Family secrets are painful and soul destroying. What we hide from our spouses, our children, our parents, or our siblings breeds distrust and fear and nothing good can come of it. There are even our failed attempts to hide our own secrets from ourselves allowing our souls to slowly wither, ruining our relationships, stymying our creativity, and preventing us from living our lives fully. 
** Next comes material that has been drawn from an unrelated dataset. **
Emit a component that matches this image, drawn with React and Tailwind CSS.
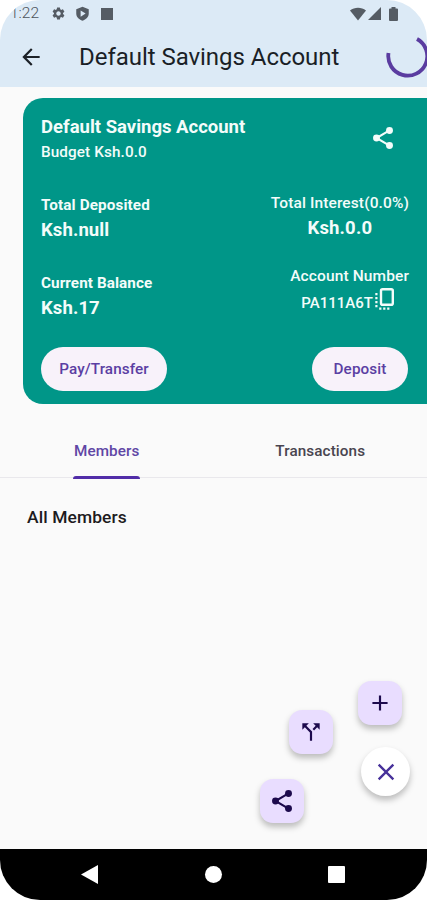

I chose the peridot quote above since it is my birthstone, but also because of the properties that Patrick ascribed to it (see her author's note). Right now in my life I am working to overcome the old negative thought patterns, based on old family issues, that I have allowed to hold me back. We can find ourselves trapped in negative or fearful thought patterns and it seems we can't out run them. I now know that there is a way out. It takes courage and hard work to make changes that bring you to a new place in life. After ten years at a very stressful job, I prayed for a solution and it came in the form of a new job. Now I'm battling the anxiety that comes with starting all over, but it's been a good thing and I am so grateful to be able to renew my life, find ways to express my own creativity, and to repair the damage to my soul. This whole summer has been about finding my voice and using it.